Savory Corn Batter Buns (Steamed, Soft & Chewy)

These savory corn batter buns are steamed—not baked—so they’re easy, comforting, and gentle on the stomach. Soft, chewy, and full of scallion aroma, they’re perfect straight from the steamer.
Course Side Dish
Cuisine Chinese
Servings 4

Ingredients
  

Main

  • 2 ears sticky corn about 400g kernels
  • Corn husks as needed

Savory Seasoning

  • 50 g chopped scallions
  • 2 –3g salt
  • 1 g MSG optional
  • 0.5 g ground Sichuan pepper optional

For Adjusting Texture

  • Glutinous rice flour as needed
  • Water a small amount

Instructions
 

Prepare the corn and husks

  • Remove husks carefully and set aside intact pieces.

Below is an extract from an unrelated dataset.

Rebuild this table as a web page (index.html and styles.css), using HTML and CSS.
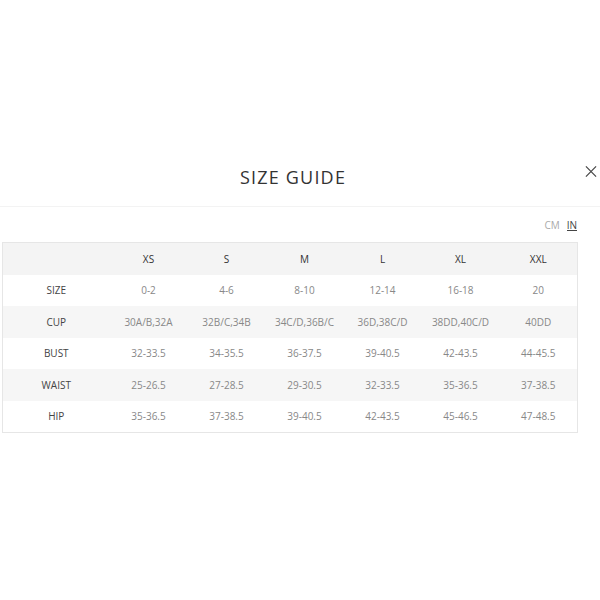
FILE: index.html
```html
<!DOCTYPE html>
<html>
<head>
<meta charset="utf-8">
<link rel="stylesheet" href="styles.css">
</head>
<body>
<div class="modal">
  <div class="head">
    <span></span>
    <h1 class="title">SIZE GUIDE</h1>
    <button class="close" aria-label="Close">
      <svg width="13" height="13" viewBox="0 0 13 13"><path d="M1 1L12 12M12 1L1 12" stroke="#444" stroke-width="1.3" fill="none"/></svg>
    </button>
  </div>
  <div class="units">
    <span class="unit">CM</span>
    <span class="unit active">IN</span>
  </div>
  <table class="sizes">
    <colgroup>
      <col class="c-label"><col class="c-val"><col class="c-val"><col class="c-val"><col class="c-val"><col class="c-val"><col class="c-val">
    </colgroup>
    <thead>
      <tr><th></th><th>XS</th><th>S</th><th>M</th><th>L</th><th>XL</th><th>XXL</th></tr>
    </thead>
    <tbody>
      <tr><th>SIZE</th><td>0-2</td><td>4-6</td><td>8-10</td><td>12-14</td><td>16-18</td><td>20</td></tr>
      <tr><th>CUP</th><td>30A/B,32A</td><td>32B/C,34B</td><td>34C/D,36B/C</td><td>36D,38C/D</td><td>38DD,40C/D</td><td>40DD</td></tr>
      <tr><th>BUST</th><td>32-33.5</td><td>34-35.5</td><td>36-37.5</td><td>39-40.5</td><td>42-43.5</td><td>44-45.5</td></tr>
      <tr><th>WAIST</th><td>25-26.5</td><td>27-28.5</td><td>29-30.5</td><td>32-33.5</td><td>35-36.5</td><td>37-38.5</td></tr>
      <tr><th>HIP</th><td>35-36.5</td><td>37-38.5</td><td>39-40.5</td><td>42-43.5</td><td>45-46.5</td><td>47-48.5</td></tr>
    </tbody>
  </table>
</div>
</body>
</html>
```
FILE: styles.css
```css
html, body {
  margin: 0;
  padding: 0;
  background: #fff;
}
body {
  font-family: "Open Sans", "Liberation Sans", sans-serif;
  color: #333;
}
.modal {
  padding-top: 165px;
}
.head {
  display: grid;
  grid-template-columns: 1fr auto 1fr;
  align-items: start;
  height: 41px;
  border-bottom: 1px solid #f3f3f3;
}
.title {
  margin: 0;
  font-size: 18px;
  line-height: 25px;
  font-weight: 500;
  letter-spacing: 1.2px;
  color: #333;
  padding-right: 14px;
}
.close {
  justify-self: end;
  margin-right: 1px;
  background: none;
  border: 0;
  padding: 0 2px;
  width: 16px;
  height: 13px;
  display: flex;
  align-items: center;
  justify-content: center;
}
.units {
  display: flex;
  justify-content: flex-end;
  gap: 7px;
  padding: 12px 23px 0 0;
  height: 23px;
  box-sizing: border-box;
  font-size: 10px;
  line-height: 12px;
}
.unit {
  color: #aaa;
}
.unit.active {
  color: #444;
  border-bottom: 1px solid #444;
  height: 11px;
}
.sizes {
  margin: 12px 0 0 2px;
  width: 575px;
  border-collapse: collapse;
  border: 1px solid #e6e6e6;
  table-layout: fixed;
  font-size: 10px;
}
.c-label {
  width: 107px;
}
.c-val {
  width: 78px;
}
.sizes th, .sizes td {
  height: 31.5px;
  padding: 0;
  text-align: center;
  font-weight: 400;
}
.sizes thead th {
  color: #333;
  background: #f4f4f4;
}
.sizes tbody th {
  color: #444;
}
.sizes td {
  color: #888;
}
.sizes tbody tr:nth-child(even) th,
.sizes tbody tr:nth-child(even) td {
  background: #f6f6f6;
}
```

Cut the kernels off the cob.
  • In the video, the corn is grated into a fine batter; a blender or food processor can also be used with a small splash of water. Do not strain.

Season the batter

  • Transfer the corn batter to a bowl. Add scallions, salt, MSG, and ground Sichuan pepper. Mix well.
  • If the batter is too runny, add glutinous rice flour a little at a time until thick but spoonable.

Wrap

  • Lay a corn husk flat, spoon about 50g batter into the center, and gently shape. Do not overfill. Fold or roll to enclose.

Steam

  • Arrange buns in a steamer with space between them. Steam over steady heat for 15 minutes.

Serve

  • Let rest for 2 minutes before opening the lid. Serve hot for the best soft, chewy texture.